— start EXERCISE INPUTS —

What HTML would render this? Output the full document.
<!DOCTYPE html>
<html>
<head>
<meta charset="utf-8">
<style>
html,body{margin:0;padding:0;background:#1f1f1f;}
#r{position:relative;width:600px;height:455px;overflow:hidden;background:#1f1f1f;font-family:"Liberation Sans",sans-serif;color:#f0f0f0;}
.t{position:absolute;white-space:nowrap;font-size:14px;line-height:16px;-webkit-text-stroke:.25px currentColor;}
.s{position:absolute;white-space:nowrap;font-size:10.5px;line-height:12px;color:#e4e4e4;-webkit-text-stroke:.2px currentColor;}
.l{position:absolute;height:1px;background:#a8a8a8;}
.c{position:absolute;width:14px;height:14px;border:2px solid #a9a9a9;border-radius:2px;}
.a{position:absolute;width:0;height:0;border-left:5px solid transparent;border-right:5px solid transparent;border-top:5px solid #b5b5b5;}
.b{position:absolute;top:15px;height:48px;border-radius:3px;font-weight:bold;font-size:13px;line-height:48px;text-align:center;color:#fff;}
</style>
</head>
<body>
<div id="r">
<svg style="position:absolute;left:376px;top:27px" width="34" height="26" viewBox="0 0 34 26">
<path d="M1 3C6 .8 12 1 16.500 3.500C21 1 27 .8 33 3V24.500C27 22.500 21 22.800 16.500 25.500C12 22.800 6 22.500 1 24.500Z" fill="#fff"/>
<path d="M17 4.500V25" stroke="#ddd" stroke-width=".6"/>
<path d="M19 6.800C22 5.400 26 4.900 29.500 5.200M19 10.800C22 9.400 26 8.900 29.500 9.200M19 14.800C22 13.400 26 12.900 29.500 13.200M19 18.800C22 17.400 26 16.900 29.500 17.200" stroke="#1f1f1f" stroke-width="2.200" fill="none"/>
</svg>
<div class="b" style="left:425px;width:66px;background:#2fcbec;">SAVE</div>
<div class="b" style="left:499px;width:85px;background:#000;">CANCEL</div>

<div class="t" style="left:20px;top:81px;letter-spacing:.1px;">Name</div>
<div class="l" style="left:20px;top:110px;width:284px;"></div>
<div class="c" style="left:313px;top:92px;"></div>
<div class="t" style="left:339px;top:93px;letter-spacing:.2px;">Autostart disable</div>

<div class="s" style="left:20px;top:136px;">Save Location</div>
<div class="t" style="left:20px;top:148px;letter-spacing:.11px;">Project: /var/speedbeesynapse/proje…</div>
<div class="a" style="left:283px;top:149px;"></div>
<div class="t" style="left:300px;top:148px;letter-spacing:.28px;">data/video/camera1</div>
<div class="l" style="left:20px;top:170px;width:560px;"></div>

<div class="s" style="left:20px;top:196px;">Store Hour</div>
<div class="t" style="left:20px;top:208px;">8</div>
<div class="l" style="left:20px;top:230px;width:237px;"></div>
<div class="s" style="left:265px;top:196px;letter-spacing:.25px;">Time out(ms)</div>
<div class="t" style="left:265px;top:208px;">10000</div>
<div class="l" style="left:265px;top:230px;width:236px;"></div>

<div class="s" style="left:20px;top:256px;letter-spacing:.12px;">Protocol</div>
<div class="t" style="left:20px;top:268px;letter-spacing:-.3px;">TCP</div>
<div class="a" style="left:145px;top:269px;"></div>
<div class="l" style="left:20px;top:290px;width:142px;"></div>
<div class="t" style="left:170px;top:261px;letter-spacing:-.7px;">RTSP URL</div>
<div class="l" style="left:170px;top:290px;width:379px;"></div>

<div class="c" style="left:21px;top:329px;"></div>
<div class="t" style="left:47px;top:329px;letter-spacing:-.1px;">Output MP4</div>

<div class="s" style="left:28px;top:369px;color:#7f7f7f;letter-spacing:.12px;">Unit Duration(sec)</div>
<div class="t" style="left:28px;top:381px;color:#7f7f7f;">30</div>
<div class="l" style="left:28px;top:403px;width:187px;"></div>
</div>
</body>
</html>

— end EXERCISE INPUTS —
— start EXERCISE INPUTS —

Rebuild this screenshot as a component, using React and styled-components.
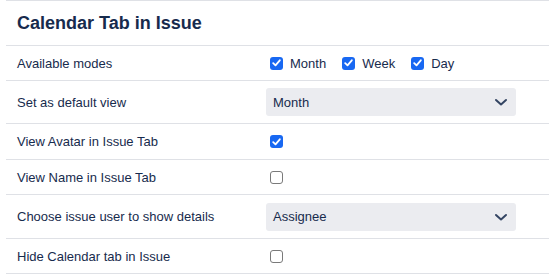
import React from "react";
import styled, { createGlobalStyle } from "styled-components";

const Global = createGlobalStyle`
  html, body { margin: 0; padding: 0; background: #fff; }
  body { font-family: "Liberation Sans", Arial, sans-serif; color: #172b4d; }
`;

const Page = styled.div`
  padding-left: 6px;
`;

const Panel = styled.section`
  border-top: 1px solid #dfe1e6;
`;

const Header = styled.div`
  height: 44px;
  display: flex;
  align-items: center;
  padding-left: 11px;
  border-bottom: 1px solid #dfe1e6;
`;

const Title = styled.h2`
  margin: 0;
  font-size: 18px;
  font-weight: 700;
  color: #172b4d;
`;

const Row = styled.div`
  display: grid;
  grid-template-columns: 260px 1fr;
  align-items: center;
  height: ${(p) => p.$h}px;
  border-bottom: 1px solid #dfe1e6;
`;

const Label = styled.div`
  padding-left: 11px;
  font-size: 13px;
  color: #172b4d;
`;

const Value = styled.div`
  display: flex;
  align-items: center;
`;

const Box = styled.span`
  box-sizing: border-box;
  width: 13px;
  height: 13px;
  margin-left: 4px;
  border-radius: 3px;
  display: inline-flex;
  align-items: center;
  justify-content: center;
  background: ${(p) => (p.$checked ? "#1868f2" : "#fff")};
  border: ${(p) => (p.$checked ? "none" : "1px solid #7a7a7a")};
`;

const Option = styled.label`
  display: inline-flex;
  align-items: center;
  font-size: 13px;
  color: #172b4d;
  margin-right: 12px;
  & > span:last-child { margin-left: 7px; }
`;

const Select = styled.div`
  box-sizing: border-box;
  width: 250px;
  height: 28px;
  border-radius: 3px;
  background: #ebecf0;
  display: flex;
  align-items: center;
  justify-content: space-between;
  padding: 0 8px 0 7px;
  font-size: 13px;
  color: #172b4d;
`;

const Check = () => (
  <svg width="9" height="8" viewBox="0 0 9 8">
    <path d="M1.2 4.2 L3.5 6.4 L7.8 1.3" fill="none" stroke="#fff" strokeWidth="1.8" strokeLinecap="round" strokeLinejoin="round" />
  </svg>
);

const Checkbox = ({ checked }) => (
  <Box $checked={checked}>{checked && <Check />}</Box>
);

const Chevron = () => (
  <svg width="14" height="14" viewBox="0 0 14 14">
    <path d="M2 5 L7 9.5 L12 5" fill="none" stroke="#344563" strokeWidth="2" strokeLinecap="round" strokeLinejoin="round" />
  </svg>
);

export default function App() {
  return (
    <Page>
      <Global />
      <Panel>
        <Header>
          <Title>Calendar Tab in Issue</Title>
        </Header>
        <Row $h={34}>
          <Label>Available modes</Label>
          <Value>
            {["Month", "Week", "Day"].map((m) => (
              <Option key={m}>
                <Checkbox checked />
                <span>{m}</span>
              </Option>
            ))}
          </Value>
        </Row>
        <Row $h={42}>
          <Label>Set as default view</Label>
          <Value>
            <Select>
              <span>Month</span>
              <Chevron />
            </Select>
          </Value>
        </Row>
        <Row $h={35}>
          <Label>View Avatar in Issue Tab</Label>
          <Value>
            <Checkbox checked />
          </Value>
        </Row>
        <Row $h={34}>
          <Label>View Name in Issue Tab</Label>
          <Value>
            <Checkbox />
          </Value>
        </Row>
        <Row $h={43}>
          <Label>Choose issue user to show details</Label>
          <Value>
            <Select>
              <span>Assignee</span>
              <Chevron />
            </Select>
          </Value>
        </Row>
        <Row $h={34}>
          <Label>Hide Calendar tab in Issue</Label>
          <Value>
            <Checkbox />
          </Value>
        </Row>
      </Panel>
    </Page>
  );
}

— end EXERCISE INPUTS —

GIVEN INSTRUCTION: Copy all lines in the listing above where the string "React" appears.

REPLY TO THE EXERCISE:
Rebuild this screenshot as a component, using React and styled-components.
import React from "react";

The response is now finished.